As Buenos Aires prepares for another pensioners’ march Wednesday — a week after the most violent protest yet against President Javier Milei’s budget-slashing measures — some wonder if the violence will become a permanent feature.

«We’ll be back on Wednesday with the retirees. We have the right to fight for causes we think are just,» said Fernando Vivas, a 55-year-old salesman and Boca Juniors fan who marched in support of the pensioners last week with fans of dozens of clubs.

«If they plan to double down on repression, we have to triple our participation,» he told AFP, expressing a popular view.

For years, Argentina’s increasingly cash-strapped retirees have protested every Wednesday against a loss of purchasing power — worsened since self-declared «anarcho-capitalist» Milei took office 15 months ago.

Usually, the demonstrations gather just a few dozen older people. Union, opposition and social leaders have been notably absent.

Then last week, football fans turned out in their hundreds after an online campaign in response to reports of elderly marchers having been manhandled by police.

Protesters in football shirts, some wearing masks, threw stones they had ripped up from sidewalks, burned cars and rubbish bins, and barricaded streets.

Police simultaneously shot tear gas, water cannons and rubber bullets.

The running battles injured 45 people, including police, protesters and a photojournalist left in a critical condition.


‘Football’s central place’

But how did the seemingly unlikely alliance come about?

«If the political opposition is fragmented, the social opposition is not: they are very clear about their opposition to this government,» Sergio Morresi, a sociologist at the CONICET research institute, told AFP.

And in the land of Messi and Maradona, what better way to organise resistance than through well-established football club structures?

The calls to action «would not have had so much resonance if it weren’t for football’s central place in Argentina,» said sports sociologist Diego Murzi.

In Argentina, most clubs are non-profit associations, not privately owned entities, meaning they are natural breeding grounds for politics.

And with no unifying opposition banner in a country that is deeply divided politically, «it is easier to identify oneself as a football fan to defend a social and political cause,» said Ivan Schuliaquer, a political scientist at the University of San Martín.

Throwing one’s lot in with football fans does have risks.

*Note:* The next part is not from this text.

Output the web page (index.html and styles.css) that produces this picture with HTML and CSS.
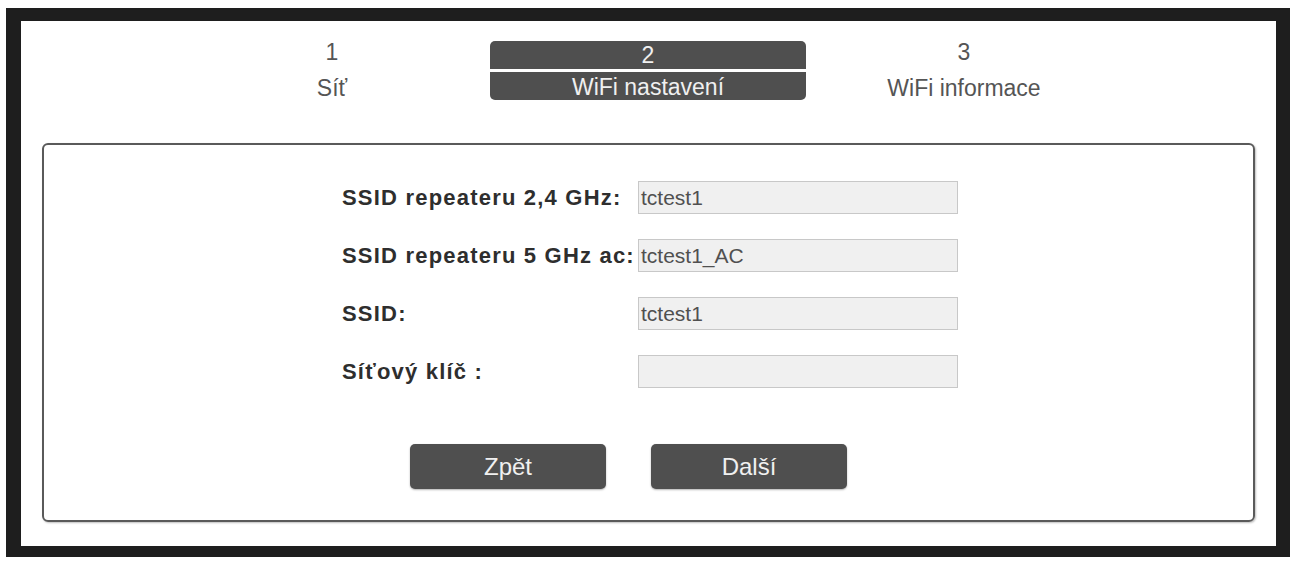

Hooliganism in Argentine soccer is such a problem that fans from visiting clubs have been banned from attending matches since 2013.

«Anyone who goes to the stadiums… is not afraid of the police, is used to violent contexts,” said Claudio Godoy, a 64-year-old teacher and Racing supporter who demonstrated last week.

In such a context, «the representation crisis of the political opposition is so strong that the slightest collective spark ignites the powder keg,» added Murzi.

The events of last week elicited strong feelings on both sides of the divide, with the government condemning the protesters as «gangs» of hooligans bent on sowing chaos and bloodshed.

Government opponents, for their part, «feel strengthened, victimised,» by the outcome, while «government supporters see in the repression… something not only to tolerate but to encourage,» said Morresi.

The images, broadcast around the world, nevertheless risk tarnishing the government’s efforts to show Argentina as a stable economy at a time it is seeking a new loan agreement with the IMF, he added.